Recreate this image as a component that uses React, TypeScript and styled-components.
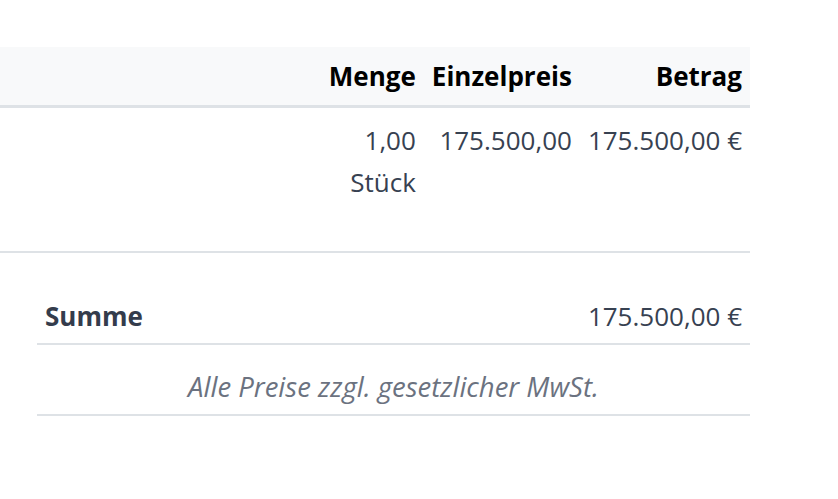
import React from 'react';
import styled, { createGlobalStyle } from 'styled-components';

const GlobalStyle = createGlobalStyle`
  body {
    margin: 0;
    background: #ffffff;
    font-family: 'Open Sans', 'Noto Sans', sans-serif;
    font-size: 26px;
    line-height: 42px;
    color: #374151;
  }
`;

type Position = {
  quantity: string;
  unit: string;
  unitPrice: string;
  amount: string;
};

const positions: Position[] = [
  { quantity: '1,00', unit: 'Stück', unitPrice: '175.500,00', amount: '175.500,00 €' },
];

const Page = styled.div`
  width: 750px;
  padding-top: 47px;
`;

const PositionGrid = styled.div`
  display: grid;
  grid-template-columns: 1fr auto auto auto;
`;

const HeadCell = styled.div<{ $first?: boolean }>`
  background: #f8f9fa;
  border-bottom: 3px solid #dee2e6;
  padding: 8px 8px 8px ${({ $first }) => ($first ? '0' : '8px')};
  font-weight: 700;
  color: #000000;
  text-align: right;
`;

const BodyCell = styled.div`
  padding: 11px 8px 48px 8px;
  border-bottom: 2px solid #dee2e6;
  text-align: right;
  white-space: nowrap;
`;

const StackedCell = styled(BodyCell)`
  display: flex;
  flex-direction: column;
  align-items: flex-end;
`;

const Summary = styled.div`
  margin: 36px 0 0 37px;
`;

const SumRow = styled.div`
  display: flex;
  justify-content: space-between;
  padding: 6px 8px;
  border-bottom: 2px solid #dee2e6;
`;

const SumLabel = styled.span`
  font-weight: 700;
  color: #343c4c;
`;

const Note = styled.div`
  padding: 21px 8px 6px;
  border-bottom: 2px solid #dee2e6;
  text-align: center;
  font-style: italic;
  font-size: 27.5px;
  color: #6b7280;
`;

export default function App() {
  return (
    <>
      <GlobalStyle />
      <Page>
        <PositionGrid>
          <HeadCell $first />
          <HeadCell>Menge</HeadCell>
          <HeadCell>Einzelpreis</HeadCell>
          <HeadCell>Betrag</HeadCell>
          {positions.map((p) => (
            <React.Fragment key={p.amount}>
              <BodyCell />
              <StackedCell>
                <span>{p.quantity}</span>
                <span>{p.unit}</span>
              </StackedCell>
              <BodyCell>{p.unitPrice}</BodyCell>
              <BodyCell>{p.amount}</BodyCell>
            </React.Fragment>
          ))}
        </PositionGrid>
        <Summary>
          <SumRow>
            <SumLabel>Summe</SumLabel>
            <span>175.500,00 €</span>
          </SumRow>
          <Note>Alle Preise zzgl. gesetzlicher MwSt.</Note>
        </Summary>
      </Page>
    </>
  );
}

• Exercise prompt: Each line in the material either holds the string "components" or does not. State how many do, and nothing else.

• Solution for this task: 2